Em poucas horas estava eu na rodoviária brigando por uma passagem de um ônibus que estava de saída. Cambaleando entre as poltronas, literalmente caí sobre um rapaz no fundo do ônibus. Sem olhar para ele, me desculpei, ajeitei-me e fechei os olhos. Queria dormir embalada pelo som do motor e esquecida de quem eu era e do que havia aprendido – inclusive da minha carteira de motorista. Fui tirada do meu propósito pela mochila que despencou sobre as pernas do meu companheiro. Pernas compridas, coxas grossas. Um homem grande que se espremia no lado da poltrona que eu tanto queria.
- Você não acha que suas pernas são grandes demais pra ficarem espremidas aí?

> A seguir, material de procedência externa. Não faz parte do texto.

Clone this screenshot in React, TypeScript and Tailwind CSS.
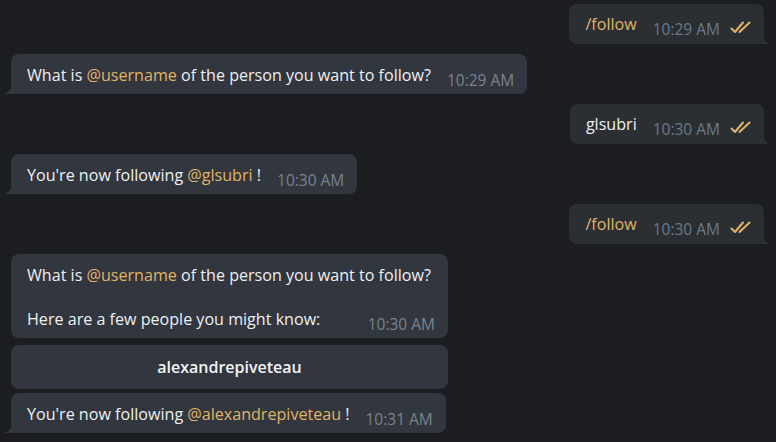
import React from 'react'

type Part = { text: string; mention?: boolean }

function Mention({ children }: { children: React.ReactNode }) {
  return <span className="text-[#e0b466]">{children}</span>
}

function Checks() {
  return (
    <svg width="22" height="14" viewBox="0 0 22 14" className="ml-[10px] mb-[1px]">
      <path d="M1.5 8.5 L5 12 L13 2.5" fill="none" stroke="#e0b466" strokeWidth="2" strokeLinecap="round" strokeLinejoin="round" />
      <path d="M9.5 12 L19.5 2.5" fill="none" stroke="#e0b466" strokeWidth="2" strokeLinecap="round" />
    </svg>
  )
}

function TailIn() {
  return (
    <svg width="8" height="11" viewBox="0 0 8 11" className="absolute -left-[7px] bottom-0">
      <path d="M8 0 C8 6 5 9.5 0 11 L8 11 Z" fill="#32363e" />
    </svg>
  )
}

function TailOut() {
  return (
    <svg width="8" height="11" viewBox="0 0 8 11" className="absolute -right-[7px] bottom-0">
      <path d="M0 0 C0 6 3 9.5 8 11 L0 11 Z" fill="#2b2f34" />
    </svg>
  )
}

function Outgoing({ text, time, accent }: { text: string; time: string; accent?: boolean }) {
  return (
    <div className="flex justify-end pr-[12px]">
      <div className="relative flex items-end rounded-[8px] rounded-br-none bg-[#2b2f34] pl-4 pr-3 pt-[9px] pb-[9px]">
        <span className={accent ? 'text-[16.1px] leading-[22px] text-[#e0b466]' : 'text-[16.1px] leading-[22px] text-[#eef0f2]'}>{text}</span>
        <span className="ml-4 text-[#6c7986] leading-[20px] translate-y-[4px]">{time}</span>
        <Checks />
        <TailOut />
      </div>
    </div>
  )
}

function Line({ line }: { line: Part[] }) {
  return (
    <>
      {line.map((p, j) => (p.mention ? <Mention key={j}>{p.text}</Mention> : <span key={j}>{p.text}</span>))}
    </>
  )
}

function Incoming({ parts, time, tail = true, width }: { parts: Part[][]; time: string; tail?: boolean; width?: string }) {
  const last = parts[parts.length - 1]
  return (
    <div className="flex pl-[11px]">
      <div
        className={
          (tail ? 'rounded-bl-none ' : '') +
          'relative flex flex-col rounded-[8px] bg-[#32363e] pl-4 pr-[13px] pt-[10px] pb-[8px] text-[16.1px] text-[#eef0f2] leading-[22px] whitespace-nowrap ' +
          (width ?? '')
        }
      >
        {parts.slice(0, -1).map((line, i) => (
          <div key={i} className="min-h-[22px]">
            <Line line={line} />
          </div>
        ))}
        <div className="flex items-end">
          <div className="flex-1">
            <Line line={last} />
          </div>
          <span className="ml-4 text-[15.5px] text-[#7b838d] leading-[20px] translate-y-[4px]">{time}</span>
        </div>
        {tail && <TailIn />}
      </div>
    </div>
  )
}

export default function App() {
  return (
    <div
      className="w-[776px] h-[442px] overflow-hidden bg-[#1c1d21] pt-[4px] text-[15.5px] flex flex-col"
      style={{ fontFamily: '"Open Sans", sans-serif' }}
    >
      <Outgoing text="/follow" time="10:29 AM" accent />
      <div className="mt-[10px]">
        <Incoming
          parts={[[{ text: 'What is ' }, { text: '@username', mention: true }, { text: ' of the person you want to follow?' }]]}
          time="10:29 AM"
        />
      </div>
      <div className="mt-[10px]">
        <Outgoing text="glsubri" time="10:30 AM" />
      </div>
      <div className="mt-[10px]">
        <Incoming
          parts={[[{ text: "You're now following " }, { text: '@glsubri', mention: true }, { text: ' !' }]]}
          time="10:30 AM"
        />
      </div>
      <div className="mt-[10px]">
        <Outgoing text="/follow" time="10:30 AM" accent />
      </div>
      <div className="mt-[10px]">
        <Incoming
          tail={false}
          width="w-[437px]"
          parts={[
            [{ text: 'What is ' }, { text: '@username', mention: true }, { text: ' of the person you want to follow?' }],
            [],
            [{ text: 'Here are a few people you might know:' }],
          ]}
          time="10:30 AM"
        />
      </div>
      <div className="mt-[7px] pl-[11px]">
        <button className="w-[437px] h-[44px] rounded-[8px] bg-[#32363e] text-[16px] text-[#f2f3f5] font-semibold">
          alexandrepiveteau
        </button>
      </div>
      <div className="mt-[4px]">
        <Incoming
          parts={[[{ text: "You're now following " }, { text: '@alexandrepiveteau', mention: true }, { text: ' !' }]]}
          time="10:31 AM"
        />
      </div>
    </div>
  )
}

Trocamos de lugar. E começamos um longo papo. Fiquei sabendo tudo que era importante sobre ele. E à medida que sabia, me encantava. Não sei se pelo que ouvia ou pelo simples movimento de seus lábios. Tinha a boca mais beijável que tinha visto nos últimos tempos.
Contei a ele sobre mim. Comecei pelo casada - como se assumindo a minha condição de comprometida, fosse acalmar as borboletas que já revolucionavam o estômago e os sentidos. Em menos de duas horas eu já havia me esquecido de quase tudo que deixara para trás. O cara era daqueles que não tinham medo de ser feliz. Medo de ser feliz? Por que eu pensava isso? Andava tão acostumada a homens que vestem a carapaça de durões que me encantei ao encontrar um que mostrava a alma. E o mais interessante: ele via a minha.

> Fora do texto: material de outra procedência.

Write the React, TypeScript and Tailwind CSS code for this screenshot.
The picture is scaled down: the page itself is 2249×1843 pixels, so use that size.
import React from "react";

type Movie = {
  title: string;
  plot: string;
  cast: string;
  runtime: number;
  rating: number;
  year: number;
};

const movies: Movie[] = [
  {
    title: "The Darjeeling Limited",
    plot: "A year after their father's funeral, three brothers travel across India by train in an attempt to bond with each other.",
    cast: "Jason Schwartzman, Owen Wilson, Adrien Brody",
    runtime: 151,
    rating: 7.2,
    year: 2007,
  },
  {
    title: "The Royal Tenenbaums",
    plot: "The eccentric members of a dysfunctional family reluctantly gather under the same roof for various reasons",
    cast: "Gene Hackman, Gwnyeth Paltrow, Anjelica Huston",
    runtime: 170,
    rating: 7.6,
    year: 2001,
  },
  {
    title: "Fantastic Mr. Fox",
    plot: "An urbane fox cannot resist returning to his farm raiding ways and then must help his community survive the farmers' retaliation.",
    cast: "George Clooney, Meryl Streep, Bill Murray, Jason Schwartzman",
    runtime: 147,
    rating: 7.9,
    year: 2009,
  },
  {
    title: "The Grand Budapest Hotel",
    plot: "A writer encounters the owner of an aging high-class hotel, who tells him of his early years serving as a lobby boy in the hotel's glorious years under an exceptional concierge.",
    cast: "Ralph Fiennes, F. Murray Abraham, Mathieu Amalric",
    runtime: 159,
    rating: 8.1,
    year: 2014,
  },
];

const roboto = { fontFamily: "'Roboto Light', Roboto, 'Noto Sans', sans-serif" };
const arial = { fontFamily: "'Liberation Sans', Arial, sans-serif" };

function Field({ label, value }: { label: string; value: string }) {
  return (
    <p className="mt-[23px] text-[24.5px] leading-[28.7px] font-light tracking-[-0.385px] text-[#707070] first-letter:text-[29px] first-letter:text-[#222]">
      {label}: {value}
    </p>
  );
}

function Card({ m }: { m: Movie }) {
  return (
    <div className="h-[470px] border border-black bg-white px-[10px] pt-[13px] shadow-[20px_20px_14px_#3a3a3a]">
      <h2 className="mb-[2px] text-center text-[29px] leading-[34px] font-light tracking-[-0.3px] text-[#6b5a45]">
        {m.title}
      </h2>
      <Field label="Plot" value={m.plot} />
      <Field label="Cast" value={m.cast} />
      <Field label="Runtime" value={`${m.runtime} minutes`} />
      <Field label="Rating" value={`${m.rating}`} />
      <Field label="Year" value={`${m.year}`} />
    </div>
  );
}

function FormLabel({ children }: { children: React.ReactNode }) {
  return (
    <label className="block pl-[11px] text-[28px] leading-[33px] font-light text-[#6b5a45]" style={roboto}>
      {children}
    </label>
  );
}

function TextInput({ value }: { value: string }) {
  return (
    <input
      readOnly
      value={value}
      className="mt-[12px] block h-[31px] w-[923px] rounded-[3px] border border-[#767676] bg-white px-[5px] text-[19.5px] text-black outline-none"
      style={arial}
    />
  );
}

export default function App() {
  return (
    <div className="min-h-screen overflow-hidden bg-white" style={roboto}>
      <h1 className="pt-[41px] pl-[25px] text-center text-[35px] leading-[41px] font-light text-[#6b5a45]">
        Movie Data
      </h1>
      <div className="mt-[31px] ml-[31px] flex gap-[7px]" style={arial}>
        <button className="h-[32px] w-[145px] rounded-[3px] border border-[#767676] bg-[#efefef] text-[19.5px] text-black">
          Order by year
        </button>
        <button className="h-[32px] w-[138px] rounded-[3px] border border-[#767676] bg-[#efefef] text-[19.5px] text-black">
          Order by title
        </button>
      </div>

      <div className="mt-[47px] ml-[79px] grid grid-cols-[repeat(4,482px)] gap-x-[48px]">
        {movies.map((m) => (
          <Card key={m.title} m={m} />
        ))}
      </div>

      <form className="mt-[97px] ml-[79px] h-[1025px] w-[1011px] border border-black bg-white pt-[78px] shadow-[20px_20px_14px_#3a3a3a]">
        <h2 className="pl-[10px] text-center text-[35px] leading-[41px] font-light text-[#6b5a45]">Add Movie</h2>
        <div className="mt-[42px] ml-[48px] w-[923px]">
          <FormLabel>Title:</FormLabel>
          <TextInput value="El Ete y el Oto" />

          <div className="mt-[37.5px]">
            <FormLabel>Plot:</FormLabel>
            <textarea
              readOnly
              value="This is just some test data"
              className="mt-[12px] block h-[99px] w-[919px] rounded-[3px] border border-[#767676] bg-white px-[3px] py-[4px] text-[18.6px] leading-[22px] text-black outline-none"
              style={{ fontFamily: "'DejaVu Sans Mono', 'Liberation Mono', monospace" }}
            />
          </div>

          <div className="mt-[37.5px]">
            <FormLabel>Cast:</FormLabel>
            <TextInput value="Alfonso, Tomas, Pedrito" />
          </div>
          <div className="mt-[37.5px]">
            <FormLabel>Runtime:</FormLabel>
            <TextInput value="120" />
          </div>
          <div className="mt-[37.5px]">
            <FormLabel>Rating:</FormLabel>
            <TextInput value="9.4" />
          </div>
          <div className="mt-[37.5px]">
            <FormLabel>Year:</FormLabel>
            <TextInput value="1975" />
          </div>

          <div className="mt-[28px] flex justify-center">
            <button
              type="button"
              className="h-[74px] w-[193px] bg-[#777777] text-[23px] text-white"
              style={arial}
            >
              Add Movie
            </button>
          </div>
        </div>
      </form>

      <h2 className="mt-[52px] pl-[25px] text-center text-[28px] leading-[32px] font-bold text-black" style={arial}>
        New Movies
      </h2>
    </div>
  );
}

Foram 4 horas de encantamento. E eu ia registrando coisas como olhos úmidos ao falar da avó, sorriso terno ao se lembrar da ex-noiva, postura endurecida ao me contar sobre o cotidiano deum sub-gerente de banco. Ele era transparente e eu queria ser seu espelho. Minhas invencíveis borboletas estavam alvoroçadas e completamente esquecidas que eu vivia uma crise.

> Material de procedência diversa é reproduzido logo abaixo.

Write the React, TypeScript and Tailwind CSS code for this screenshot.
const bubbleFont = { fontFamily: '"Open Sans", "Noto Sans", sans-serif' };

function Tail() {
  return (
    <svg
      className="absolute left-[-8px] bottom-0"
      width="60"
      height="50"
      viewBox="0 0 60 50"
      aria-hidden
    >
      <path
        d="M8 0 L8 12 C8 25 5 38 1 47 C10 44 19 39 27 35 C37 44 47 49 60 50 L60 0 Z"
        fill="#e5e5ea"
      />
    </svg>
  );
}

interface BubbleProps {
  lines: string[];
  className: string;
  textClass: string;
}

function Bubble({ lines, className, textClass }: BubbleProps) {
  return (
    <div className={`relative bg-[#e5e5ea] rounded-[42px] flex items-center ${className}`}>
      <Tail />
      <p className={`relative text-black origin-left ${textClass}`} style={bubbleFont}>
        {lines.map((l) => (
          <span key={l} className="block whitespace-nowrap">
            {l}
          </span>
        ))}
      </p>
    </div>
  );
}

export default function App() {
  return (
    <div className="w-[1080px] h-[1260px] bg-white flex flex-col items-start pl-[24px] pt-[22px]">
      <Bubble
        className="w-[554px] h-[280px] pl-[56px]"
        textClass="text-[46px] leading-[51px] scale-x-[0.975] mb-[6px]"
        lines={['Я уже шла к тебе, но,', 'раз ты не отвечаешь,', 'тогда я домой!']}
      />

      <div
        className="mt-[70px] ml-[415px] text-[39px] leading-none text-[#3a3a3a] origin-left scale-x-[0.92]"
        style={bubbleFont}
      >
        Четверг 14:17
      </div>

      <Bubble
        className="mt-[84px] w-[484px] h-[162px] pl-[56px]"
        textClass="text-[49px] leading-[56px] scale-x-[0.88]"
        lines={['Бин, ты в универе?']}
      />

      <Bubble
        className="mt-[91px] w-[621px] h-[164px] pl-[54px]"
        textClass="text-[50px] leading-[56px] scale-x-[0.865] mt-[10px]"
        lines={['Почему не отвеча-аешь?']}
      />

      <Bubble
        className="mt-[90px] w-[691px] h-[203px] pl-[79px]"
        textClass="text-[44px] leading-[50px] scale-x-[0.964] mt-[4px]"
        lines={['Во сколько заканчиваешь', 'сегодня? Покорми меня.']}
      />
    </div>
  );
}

Ao chegarmos ao destino, não queria me levantar. E se ele sequer me desse seu telefone? Não deu. Foi simpático, amigo, ajudou-me a juntar minha bagunça, deu-me um beijo demorado no rosto e se foi. Eu olhava suas costas sem acreditar. Nunca antes alguém me dispensara. Querendo ou não eu tinha que reconhecer: minhas atabalhoadas intenções foram linda e ternamente dispensadas.
Levei alguns dias para me esquecer da dor no ego. E nunca me esqueci do homem. Este homem foi o primeiro a me colocar frente a frente com uma das grandes incoerências femininas: o que se quer de um homem? Um anjo ou um demônio? As duas coisas, descobri. Jamais me esquecerei da delicadeza, sensibilidade e amizade daquelas 4 horas. Mas tenho que reconhecer: eu queria tudo isso aliado ao interesse do homem pela mulher. Talvez, nem tanto os olhares indiscretos que a bunda feminina costuma ganhar, nem os pensamentos libidinosos que estes olhares revelam. Mas, desinteresse assim por completo?
Homens! Se não tê-los, como entendê-los? E que me perdoe Vinicius!